Pour compter la population, le pays sera à l'arrêt: un couvre-feu de deux jours obligera les familles à rester chez elles, sauf cas de force majeure, pour ouvrir la porte à 120.000 chercheurs venus collecter leurs données.
Consulté par l'AFP, le questionnaire recense le nombre de personnes par foyer, l'état de santé, le niveau d'éducation, la situation professionnelle, le nombre de voitures et même un inventaire de l'équipement électroménage, pour aider à déterminer le niveau de vie.
- "Politiques publiques efficaces" -
Dans un Irak ravagé par les conflits -- guerre confessionnelle après l'invasion américaine de 2003, montée en puissance du groupe Etat islamique en 2014 --, le recensement avait été longtemps reporté.

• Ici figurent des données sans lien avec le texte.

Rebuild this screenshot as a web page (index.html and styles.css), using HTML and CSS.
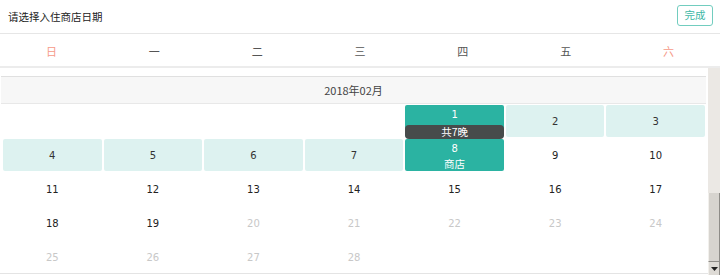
FILE: index.html
```html
<!DOCTYPE html>
<html lang="zh">
<head>
<meta charset="utf-8">
<link rel="stylesheet" href="styles.css">
</head>
<body>
<div class="header">
  <div class="title">请选择入住商店日期</div>
  <button class="done">完成</button>
</div>
<div class="weekdays">
  <div class="wd weekend">日</div>
  <div class="wd">一</div>
  <div class="wd">二</div>
  <div class="wd">三</div>
  <div class="wd">四</div>
  <div class="wd">五</div>
  <div class="wd weekend">六</div>
</div>
<div class="scroller">
  <div class="content">
    <div class="month">
      <div class="month-title">2018年02月</div>
      <div class="days">
        <div class="day empty"></div>
        <div class="day empty"></div>
        <div class="day empty"></div>
        <div class="day empty"></div>
        <div class="day start"><span class="num">1</span><span class="badge">共7晚</span></div>
        <div class="day range">2</div>
        <div class="day range">3</div>
        <div class="day range">4</div>
        <div class="day range">5</div>
        <div class="day range">6</div>
        <div class="day range">7</div>
        <div class="day end"><span class="num">8</span><span class="tag">商店</span></div>
        <div class="day">9</div>
        <div class="day">10</div>
        <div class="day">11</div>
        <div class="day">12</div>
        <div class="day">13</div>
        <div class="day">14</div>
        <div class="day">15</div>
        <div class="day">16</div>
        <div class="day">17</div>
        <div class="day">18</div>
        <div class="day">19</div>
        <div class="day off">20</div>
        <div class="day off">21</div>
        <div class="day off">22</div>
        <div class="day off">23</div>
        <div class="day off">24</div>
        <div class="day off">25</div>
        <div class="day off">26</div>
        <div class="day off">27</div>
        <div class="day off">28</div>
      </div>
    </div>
    <div class="next-month"></div>
  </div>
  <div class="scrollbar">
    <div class="track"></div>
    <div class="thumb"></div>
    <div class="arrow"><svg width="7" height="4" viewBox="0 0 7 4"><path d="M0 0H7L3.5 4Z" fill="#222"/></svg></div>
  </div>
</div>
</body>
</html>
```

FILE: styles.css
```css
html, body {
  margin: 0;
  padding: 0;
  background: #fff;
  overflow: hidden;
}
body {
  width: 720px;
  height: 275px;
  font-family: "Noto Sans CJK SC", "Noto Sans", sans-serif;
  color: #333;
}
.header {
  height: 33px;
  border-bottom: 1px solid #e6e6e6;
  display: flex;
  align-items: center;
  justify-content: space-between;
  padding: 0 7px 0 8px;
}
.title {
  font-size: 10.5px;
  color: #222;
  line-height: 1;
  padding-top: 1px;
}
.done {
  width: 36px;
  height: 21px;
  margin-bottom: 2px;
  padding: 0;
  border: 1px solid #72cdbf;
  border-radius: 3px;
  background: #fff;
  color: #3db8a6;
  font-family: "Noto Sans CJK SC", sans-serif;
  font-size: 10.5px;
  line-height: 1;
}
.weekdays {
  height: 32px;
  display: grid;
  grid-template-columns: repeat(7, 1fr);
  border-bottom: 2px solid #ececec;
}
.wd {
  display: flex;
  align-items: center;
  justify-content: center;
  font-size: 11px;
  color: #555;
  padding-top: 2px;
}
.wd.weekend {
  color: #f69a88;
}
.scroller {
  height: 207px;
  display: flex;
}
.content {
  flex: 1;
  overflow: hidden;
  padding-top: 8px;
}
.month-title {
  height: 26px;
  margin-left: 1px;
  margin-right: 2px;
  background: #f7f7f7;
  border-top: 1px solid #e0e0e0;
  border-bottom: 1px solid #e8e8e8;
  display: flex;
  align-items: center;
  justify-content: center;
  font-size: 11px;
  color: #444;
}
.days {
  display: grid;
  grid-template-columns: repeat(7, 1fr);
  grid-auto-rows: 34px;
  padding: 0 2px;
}
.day {
  margin: 1px;
  border-radius: 2px;
  display: flex;
  flex-direction: column;
  align-items: center;
  justify-content: center;
  font-family: "DejaVu Sans", sans-serif;
  font-size: 10px;
  color: #222;
}
.day.range {
  background: #ddf2f0;
  color: #333;
}
.day.off {
  color: #c8c8c8;
}
.day.start, .day.end {
  background: #2bb3a2;
  color: #fff;
  justify-content: flex-start;
}
.num {
  line-height: 12px;
  margin-top: 4px;
}
.badge {
  align-self: stretch;
  margin: 4px 0 0;
  height: 14px;
  border-radius: 4px;
  background: #474b4b;
  color: #fff;
  font-family: "Noto Sans CJK SC", sans-serif;
  font-size: 10.5px;
  line-height: 14px;
  text-align: center;
}
.tag {
  margin-top: 2px;
  font-family: "Noto Sans CJK SC", sans-serif;
  font-size: 10.5px;
  line-height: 13px;
}
.next-month {
  margin-top: -1px;
  border-top: 1px solid #e4e4e4;
}
.scrollbar {
  width: 12px;
  display: flex;
  flex-direction: column;
  background: #ebe8e4;
}
.track {
  flex: 1;
}
.thumb {
  height: 68px;
  background: #d7d4cf;
  border-left: 1px solid #f2f0ec;
  border-right: 1px solid #8e8c88;
  border-bottom: 1px solid #8e8c88;
}
.arrow {
  height: 13px;
  display: flex;
  align-items: center;
  justify-content: center;
  background: #dedbd6;
  border-right: 1px solid #8e8c88;
  border-left: 1px solid #f2f0ec;
}
```
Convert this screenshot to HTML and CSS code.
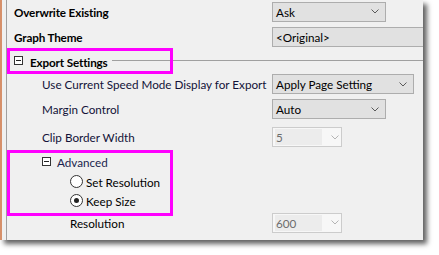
FILE: index.html
```html
<!DOCTYPE html>
<html>
<head>
<meta charset="utf-8">
<link rel="stylesheet" href="styles.css">
</head>
<body>
<div class="frame">
  <div class="panel">
    <div class="row h24">
      <div class="label bold l1">Overwrite Existing</div>
      <div class="value"><div class="dd w114"><span>Ask</span><svg class="chev" width="8" height="5" viewBox="0 0 8 5"><polyline points="0.5,0.5 4,4 7.5,0.5"/></svg></div></div>
    </div>
    <div class="row h28">
      <div class="label bold l1">Graph Theme</div>
      <div class="value"><div class="dd wfull"><span>&lt;Original&gt;</span></div></div>
    </div>
    <div class="row h22 header">
      <span class="tog"></span><span class="bold htext">Export Settings</span><span class="hline"></span>
    </div>
    <div class="row h22">
      <div class="label navy l2">Use Current Speed Mode Display for Export</div>
      <div class="value"><div class="dd w142"><span>Apply Page Setting</span><svg class="chev" width="8" height="5" viewBox="0 0 8 5"><polyline points="0.5,0.5 4,4 7.5,0.5"/></svg></div></div>
    </div>
    <div class="row h28">
      <div class="label navy l2">Margin Control</div>
      <div class="value"><div class="dd w114"><span>Auto</span><svg class="chev" width="8" height="5" viewBox="0 0 8 5"><polyline points="0.5,0.5 4,4 7.5,0.5"/></svg></div></div>
    </div>
    <div class="row h28">
      <div class="label navy l2">Clip Border Width</div>
      <div class="value"><div class="dd dis"><span class="field">5</span><svg class="chev" width="8" height="5" viewBox="0 0 8 5"><polyline points="0.5,0.5 4,4 7.5,0.5"/></svg></div></div>
    </div>
    <div class="row h21 sub">
      <span class="tog"></span><span class="navy2">Advanced</span>
    </div>
    <div class="row h19 radio-row">
      <span class="radio"></span><span>Set Resolution</span>
    </div>
    <div class="row h19 radio-row">
      <span class="radio on"></span><span>Keep Size</span>
    </div>
    <div class="row h25">
      <div class="label l3">Resolution</div>
      <div class="value"><div class="dd dis"><span class="field">600</span><svg class="chev" width="8" height="5" viewBox="0 0 8 5"><polyline points="0.5,0.5 4,4 7.5,0.5"/></svg></div></div>
    </div>
  </div>
  <div class="mark m1"></div>
  <div class="mark m2"></div>
</div>
</body>
</html>
```
FILE: styles.css
```css
html, body {
  margin: 0;
  padding: 0;
  background: #ffffff;
}
body {
  width: 439px;
  height: 255px;
  overflow: hidden;
  font-family: "Lato", "Noto Sans", sans-serif;
  font-size: 11.7px;
  line-height: 16px;
  color: #000;
}
.frame {
  position: relative;
  width: 421px;
  height: 240px;
  background: #f0f0f0;
  border-left: 2px solid #d6906a;
  box-shadow: 4px 4px 5px 0 rgba(0, 0, 0, 0.62);
}
.panel {
  margin-left: 4px;
  height: 240px;
  border-left: 1px solid #a0a0a0;
  display: flex;
  flex-direction: column;
  overflow: hidden;
}
.row {
  display: grid;
  grid-template-columns: 265px 1fr;
  align-items: center;
}
.h19 { height: 19px; }
.h21 { height: 21px; }
.h22 { height: 22px; }
.h24 { height: 23px; }
.h25 { height: 25px; }
.h28 { height: 28px; }
.bold { font-weight: bold; letter-spacing: -0.15px; }
.navy { color: #121238; }
.navy2 { color: #1a1f4e; }
.label { white-space: nowrap; }
.l1 { padding-left: 7px; }
.l2 { padding-left: 35px; }
.l3 { padding-left: 63px; }
.value {
  overflow: hidden;
  height: 20px;
}
.dd {
  box-sizing: border-box;
  height: 20px;
  border: 1px solid #adadad;
  background: #e1e1e1;
  display: flex;
  align-items: center;
  padding: 0 6px 0 3px;
}
.dd span { flex: 1; white-space: nowrap; }
.w114 { width: 114px; }
.w142 { width: 142px; }
.wfull { width: calc(100% + 4px); }
.chev { flex: none; }
.chev polyline {
  fill: none;
  stroke: #5a5a5a;
  stroke-width: 1;
}
.dd.dis {
  width: 70px;
  background: #f7f7f7;
  border-color: #cccccc;
  padding: 0 6px 0 2px;
}
.dd.dis .field {
  flex: none;
  width: 47px;
  height: 16px;
  line-height: 16px;
  background: #ececec;
  color: #6d6d6d;
  padding-left: 1px;
  box-sizing: border-box;
  margin-right: 9px;
}
.dd.dis .chev polyline { stroke: #b4b4b4; }
.header {
  display: flex;
  align-items: center;
}
.tog {
  box-sizing: border-box;
  width: 9px;
  height: 9px;
  border: 1px solid #333;
  background: #fff;
  position: relative;
  flex: none;
}
.tog::after {
  content: "";
  position: absolute;
  left: 1px;
  right: 1px;
  top: 3px;
  height: 1px;
  background: #222;
}
.header .tog { margin-left: 7px; margin-top: -3px; }
.htext { margin-left: 7px; }
.hline {
  flex: 1;
  height: 1px;
  background: #a0a0a0;
  margin-left: 4px;
  margin-top: -3px;
}
.sub {
  display: flex;
  align-items: center;
}
.sub .tog { margin-left: 35px; margin-right: 6px; }
.radio-row {
  display: flex;
  align-items: center;
}
.radio {
  box-sizing: border-box;
  width: 13px;
  height: 13px;
  border: 1px solid #333;
  border-radius: 50%;
  background: #fff;
  margin-left: 63px;
  margin-right: 3px;
  position: relative;
  flex: none;
}
.radio.on::after {
  content: "";
  position: absolute;
  left: 3px;
  top: 3px;
  width: 5px;
  height: 5px;
  border-radius: 50%;
  background: #222;
}
.mark {
  position: absolute;
  box-sizing: border-box;
  border: 3px solid #ff00ff;
  left: 5px;
  width: 166px;
}
.m1 { top: 48px; height: 26px; }
.m2 { top: 150px; height: 66px; }
```
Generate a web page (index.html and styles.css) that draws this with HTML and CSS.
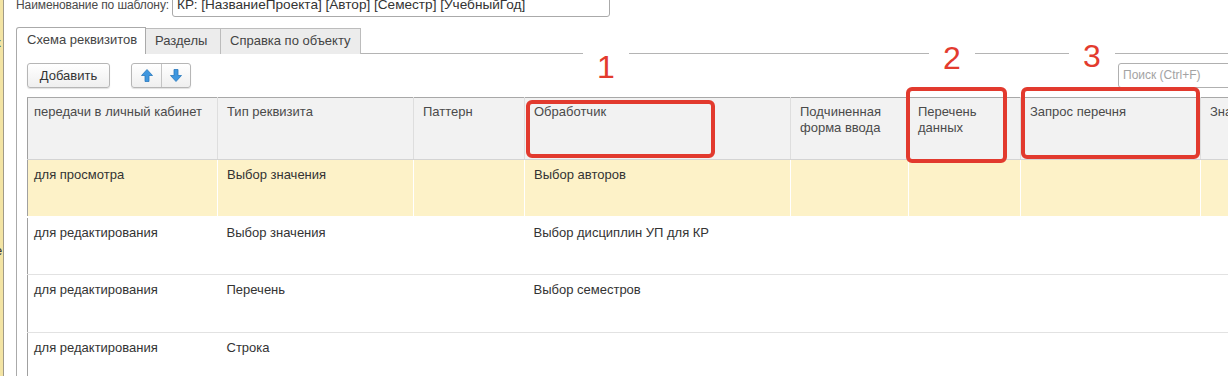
FILE: index.html
```html
<!DOCTYPE html>
<html lang="ru">
<head>
  <meta charset="UTF-8">
  <title>Схема реквизитов</title>
  <link rel="stylesheet" href="styles.css">
</head>
<body>
  <div class="page">
    <div class="strip">
      <span class="strip-glyph g1">к</span>
      <span class="strip-glyph g2">ı</span>
      <span class="strip-glyph g3">е</span>
    </div>

    <div class="main">
      <div class="name-row">
        <span class="name-label">Наименование по шаблону:</span>
        <div class="name-input">КР: [НазваниеПроекта] [Автор] [Семестр] [УчебныйГод]</div>
      </div>

      <div class="tabs">
        <div class="tab active">Схема реквизитов</div>
        <div class="tab t2">Разделы</div>
        <div class="tab t3">Справка по объекту</div>
      </div>

      <div class="tab-panel">
        <div class="toolbar">
          <button class="btn">Добавить</button>
          <div class="btn-group">
            <button class="btn-icon" title="Вверх">
              <svg width="12" height="13" viewBox="0 0 12 13">
                <path d="M6 0.5 L11.5 6.5 L8 6.5 L8 12.5 L4 12.5 L4 6.5 L0.5 6.5 Z" fill="#3f97df" stroke="#2a78bd" stroke-width="0.8"/>
              </svg>
            </button>
            <button class="btn-icon" title="Вниз">
              <svg width="12" height="13" viewBox="0 0 12 13">
                <path d="M6 12.5 L11.5 6.5 L8 6.5 L8 0.5 L4 0.5 L4 6.5 L0.5 6.5 Z" fill="#3f97df" stroke="#2a78bd" stroke-width="0.8"/>
              </svg>
            </button>
          </div>
          <div class="search">Поиск (Ctrl+F)</div>
        </div>

        <table class="grid">
          <colgroup>
            <col style="width:190px">
            <col style="width:196px">
            <col style="width:111px">
            <col style="width:266px">
            <col style="width:118px">
            <col style="width:112px">
            <col style="width:180px">
            <col style="width:100px">
          </colgroup>
          <thead>
            <tr>
              <th class="first">передачи в личный кабинет</th>
              <th>Тип реквизита</th>
              <th>Паттерн</th>
              <th>Обработчик</th>
              <th>Подчиненная форма ввода</th>
              <th>Перечень данных</th>
              <th>Запрос перечня</th>
              <th>Значение</th>
            </tr>
          </thead>
          <tbody>
            <tr class="current">
              <td class="first">для просмотра</td>
              <td>Выбор значения</td>
              <td></td>
              <td>Выбор авторов</td>
              <td></td>
              <td></td>
              <td></td>
              <td></td>
            </tr>
            <tr>
              <td class="first">для редактирования</td>
              <td>Выбор значения</td>
              <td></td>
              <td>Выбор дисциплин УП для КР</td>
              <td></td>
              <td></td>
              <td></td>
              <td></td>
            </tr>
            <tr>
              <td class="first">для редактирования</td>
              <td>Перечень</td>
              <td></td>
              <td>Выбор семестров</td>
              <td></td>
              <td></td>
              <td></td>
              <td></td>
            </tr>
            <tr>
              <td class="first">для редактирования</td>
              <td>Строка</td>
              <td></td>
              <td></td>
              <td></td>
              <td></td>
              <td></td>
              <td></td>
            </tr>
          </tbody>
        </table>
      </div>
    </div>

    <!-- пометки поверх скриншота -->
    <span class="mark-num n1">1</span>
    <span class="mark-num n2">2</span>
    <span class="mark-num n3">3</span>
    <div class="mark-box b1"></div>
    <div class="mark-box b2"></div>
    <div class="mark-box b3"></div>
  </div>
</body>
</html>
```

FILE: styles.css
```css
html, body {
  margin: 0;
  padding: 0;
  overflow: hidden;
  background: #fff;
}
body {
  font-family: "Liberation Sans", Arial, sans-serif;
  font-size: 13px;
  color: #4a4a4a;
}
.page {
  position: relative;
  display: flex;
  width: 1300px;
  height: 376px;
}
.strip {
  width: 3px;
  flex-shrink: 0;
  background: #f3e4a4;
  border-right: 1px solid #a09a88;
  overflow: hidden;
  display: flex;
  flex-direction: column;
}
.strip-glyph {
  display: block;
  font-size: 13px;
  line-height: 14px;
  color: #333;
  margin-left: -5px;
}
.g1 { margin-top: 36px; }
.g2 { margin-top: 54px; }
.g3 { margin-top: 126px; }

.main {
  flex: 1;
  padding-left: 12px;
}

.name-row {
  display: flex;
  align-items: center;
  height: 24px;
  margin-top: -7px;
  white-space: nowrap;
}
.name-label {
  width: 156px;
  flex-shrink: 0;
  font-size: 12px;
  letter-spacing: -0.1px;
  color: #4a4a4a;
}
.name-input {
  width: 432px;
  height: 22px;
  line-height: 22px;
  padding-left: 4px;
  border: 1px solid #aaa;
  border-radius: 3px;
  font-size: 13.6px;
  color: #333;
  overflow: hidden;
}

.tabs {
  display: flex;
  margin-top: 10px;
  height: 26px;
  white-space: nowrap;
}
.tab {
  box-sizing: border-box;
  height: 26px;
  line-height: 24px;
  margin-top: 1px;
  padding-left: 9px;
  background: #ececec;
  border: 1px solid #bcbcbc;
  border-left: none;
  border-bottom: none;
  color: #444;
}
.tab.active {
  width: 130px;
  margin-top: 0;
  height: 27px;
  padding-left: 10px;
  background: #fff;
  border: 1px solid #aaa;
  border-bottom: none;
  border-radius: 3px 0 0 0;
  position: relative;
  z-index: 1;
}
.tab.t2 { width: 75px; }
.tab.t3 { width: 140px; }
.tab-panel {
  border-top: 1px solid #b4b4b4;
  border-left: 1px solid #aaa;
  padding-left: 10px;
  height: 330px;
}

.toolbar {
  display: flex;
  align-items: center;
  margin-top: 9px;
  height: 25px;
}
.btn {
  height: 25px;
  width: 83px;
  font-family: inherit;
  font-size: 13px;
  color: #333;
  background: linear-gradient(#fff, #efefef);
  border: 1px solid #b6b6b6;
  border-radius: 3px;
  box-shadow: 0 1px 1px rgba(0,0,0,0.12);
  padding: 0;
}
.btn-group {
  display: flex;
  margin-left: 21px;
  border: 1px solid #b6b6b6;
  border-radius: 3px;
  box-shadow: 0 1px 1px rgba(0,0,0,0.12);
  background: linear-gradient(#fff, #efefef);
}
.btn-icon {
  width: 29px;
  height: 23px;
  border: none;
  background: none;
  padding: 0;
  display: flex;
  align-items: center;
  justify-content: center;
}
.btn-icon + .btn-icon {
  border-left: 1px solid #c4c4c4;
}
.search {
  margin-left: auto;
  margin-right: 47px;
  width: 130px;
  height: 23px;
  line-height: 23px;
  padding-left: 4px;
  border: 1px solid #b0b0b0;
  border-radius: 3px;
  color: #a3a3a3;
  font-size: 12px;
}

.grid {
  margin-top: 9px;
  border-collapse: collapse;
  table-layout: fixed;
  width: 1273px;
  border-left: 1px solid #a0a0a0;
}
.grid th {
  height: 62px;
  padding: 6px 9px 0;
  vertical-align: top;
  text-align: left;
  font-weight: normal;
  line-height: 16px;
  background: #f2f2f2;
  color: #4a4a4a;
  border-top: 1px solid #a8a8a8;
  border-bottom: 1px solid #d4d4d4;
  border-right: 1px solid #dedede;
  box-sizing: border-box;
}
.grid td {
  height: 58px;
  padding: 7px 9px 0;
  vertical-align: top;
  line-height: 16px;
  color: #333;
  border-bottom: 1px solid #e2e2e2;
  box-sizing: border-box;
  white-space: nowrap;
}
.grid .first {
  padding-left: 6px;
}
.grid tr.current td {
  background: #fdf2c8;
  border-right: 1px solid #fff;
  border-bottom: 2px solid #fff;
  height: 57px;
}

.mark-num {
  position: absolute;
  font-family: "Liberation Sans", Arial, sans-serif;
  font-size: 32px;
  line-height: 32px;
  color: #e33b2e;
  background: #fff;
  padding: 0 14px;
}
.n1 { left: 583px; top: 51px; }
.n2 { left: 929px; top: 42px; }
.n3 { left: 1069px; top: 40px; }
.mark-box {
  position: absolute;
  box-sizing: border-box;
  border: 4px solid #e23a2e;
  border-radius: 6px;
}
.b1 { left: 526px; top: 100px; width: 189px; height: 58px; }
.b2 { left: 906px; top: 87px; width: 101px; height: 76px; }
.b3 { left: 1021px; top: 87px; width: 179px; height: 72px; }
```
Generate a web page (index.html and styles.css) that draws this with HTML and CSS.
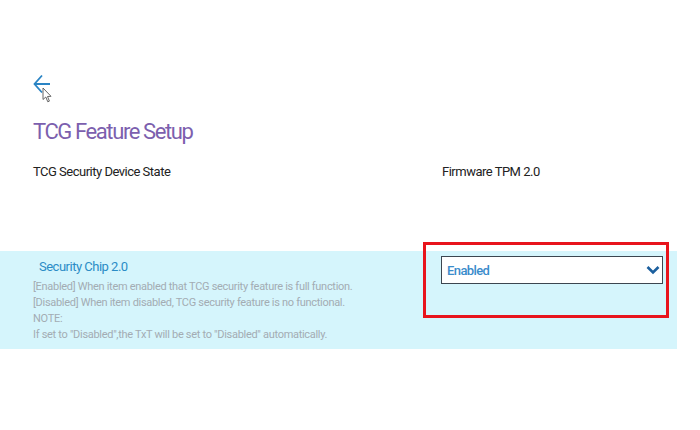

Mais ces dernières années, le pays a retrouvé un semblant de stabilité. Même si deux décennies de violences ont bouleversé l'Irak, avec notamment l'exil de centaines de milliers de chrétiens et des dizaines de milliers de familles yazidies chassées du Sinjar par les exactions de l'EI.
Pour organiser le recensement, les autorités sont épaulées par le Fonds des Nations unies pour la population (UNFPA), qui salue un outil crucial pour "doter l'Irak d'informations démographiques précises et faciliter l'élaboration des politiques publiques efficaces."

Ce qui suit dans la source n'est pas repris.